Chemical transformations at the interface between solid/liquid or solid/gaseous phases of matter lie at the heart of key industrial-scale manufacturing processes. Understanding the microscopic mechanisms of such surface-catalyzed organic reactions is a grand challenge for modern heterogeneous catalysis and its application to industrial-scale chemical processes. Competing pathways that lead to numerous intermediates and undesired side products often hamper investigation of the underlying reaction mechanisms of reactions in chemical technology, such as the transformation of crude feedstock into complex value-added chemicals at the surface of a heterogeneous catalyst bed. The precise structural identification of transient reaction intermediates can be particularly difficult due to their low concentrations in the sample stream.

In the present work, the chemical structures associated with different steps of a reaction cascade of enediyne molecules on a silver surface were imaged using noncontact atomic force microscopy (nc-AFM) with special functionalized tips (using a carbon monoxide molecule to enhance resolution). Identification of the precise bond configuration of the intermediate species has allowed determining the sequence of chemical transformations along the pathway from reactants via intermediates to end products and unraveling the microscopic mechanisms behind that intricate dynamical behavior. “It was striking to be able to directly measure and theoretically characterize the chemical structure of reaction intermediates in this complex system,” said Felix Fischer, Professor for Chemistry at the University of Berkeley California and co-lead author of the study.

“This is a huge step for chemical synthesis,” added co-lead author Angel Rubio, Director at the Max Planck Institute for the Structure and Dynamics of Matter in Hamburg and Distinguished Professor for Physics at the University of the Basque Country. “However, we wanted to go deeper and understand why the intermediates are stabilized on the surface – this does not happen in solution.” A combination of extensive state-of-the-art numerical calculations with classic analytical models describing the kinetics of sequential chemical reactions has shown that it is not enough to consider the energy potential landscape (i.e. the energies of the species along the reaction pathway and the associated transformation barriers), but that energy dissipation to the substrate and changes in molecular entropy play a critical role for the stabilization of the intermediates. The surface, and in particular the interaction of molecular radicals with the surface, plays a key role for both, entropy and selective dissipation, highlighting fundamental differences of surface-supported reactions compared to gas-phase or solution chemistry.

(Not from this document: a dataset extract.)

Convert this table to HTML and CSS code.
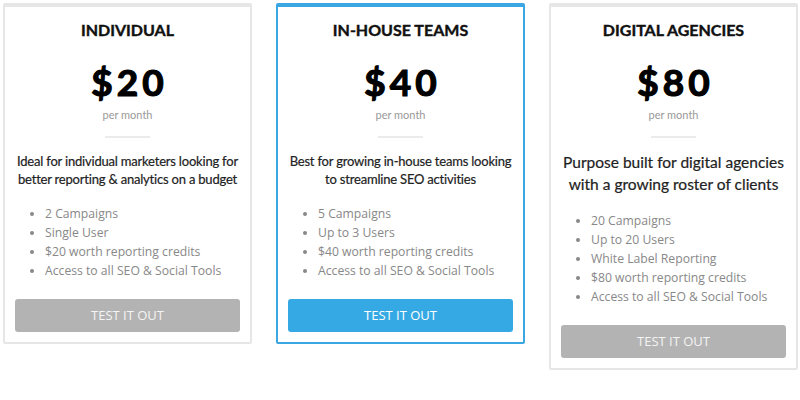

“The fruitful collaboration between theory and experiment allowed us to identify the microscopic driving forces that govern the global reaction kinetics,” said Alexander Riss, first author of the study. Such detailed understanding constitutes a fundamental milestone in the analysis of chemical reactions that was achieved through the synergy between single-molecule visualization of chemical reactions and state-of-the-art high-performance computer modeling. By these means, many limitations of conventional ensemble averaging spectroscopic techniques are surpassed, and an unprecedented atomic-scale picture of the reaction mechanisms, driving forces and kinetics emerges. Such new insight may open countless of hitherto unexplored venues for the future design and optimization of heterogeneous catalytic systems, for the development of novel synthetic tools applied to carbon-based nanotechnology, as well as for biochemical and materials science applications.

The immediate and near-term application of this research is no doubt the design of better catalysts, but these methods may also speed the use of scanning probe tips to build increasingly complex atomic configurations on surfaces.